In the fixed form when the -Xw option has been specified an ambiguity may appear if a macro call occurs in a statement position and a macro name begins or coincides with a Fortran keyword. For example, in the following text:
  #define call p(x)   call f(x)
          call p(0)

fpp can not determine with certainty how to interpret the ‘call p’ token sequence. It could be considered as a macro name. The current implementation does the following:

  • the longer identifier is chosen (callp in this case);
  • from this identifier the longest macro name or keyword is extracted;
  • if a macro name has been extracted a macro expansion is performed. If the name begins with some keyword fpp outputs an appropriate warning;
  • the rest of the identifier is considered as a whole identifier.
In the above example the macro expansion would be performed and the following warning would be output:

warning: possibly incorrect substitution of macro callp

It should be noted that this situation appears only when preprocessing fixed form source code and when the blank character is not being interpreted as a token delimiter.
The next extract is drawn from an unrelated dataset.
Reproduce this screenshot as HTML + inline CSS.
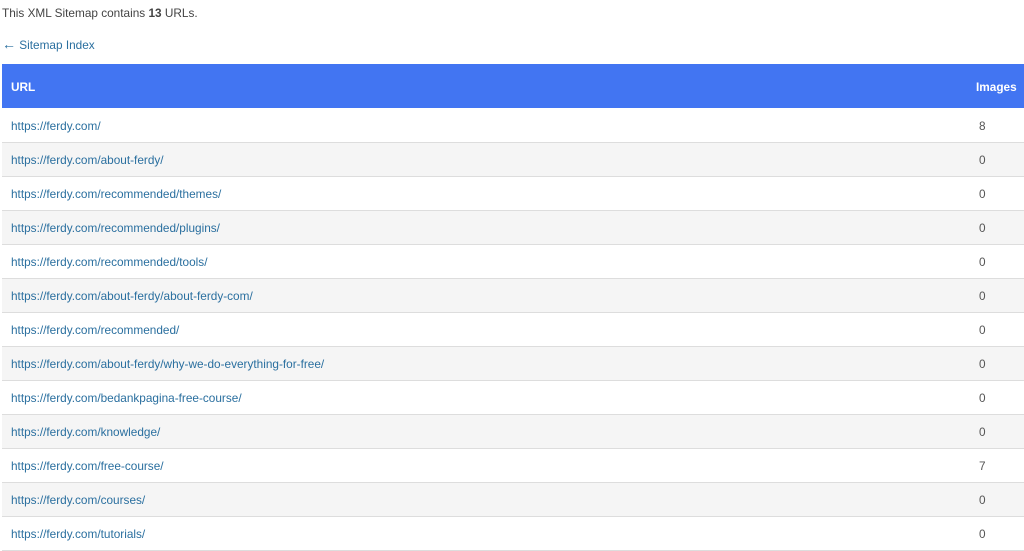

It should be said also that if a macro name coincides with a keyword beginning part, as in the following case:

     #define INT    INTEGER*8
             INTEGER k
then in accordance with the described algorithm, the INTEGER keyword will be found earlier than the INT macro name. Thus, there will be no warning when preprocessing such a macro definition.

7 fpp diagnostics

There are three kinds of diagnostic messages:

  • warnings. preprocessing of source code is continued and the return value remains to be 0.
  • errors. Fpp continues preprocessing but sets the return code to a nonzero value, namely the number of errors.
  • fatal error. Fpp cancels preprocessing and returns a nonzero return value.
The messages produced by fpp are intended to be self-explanatory. The line number and filename where the error occurred are printed along with the diagnostic.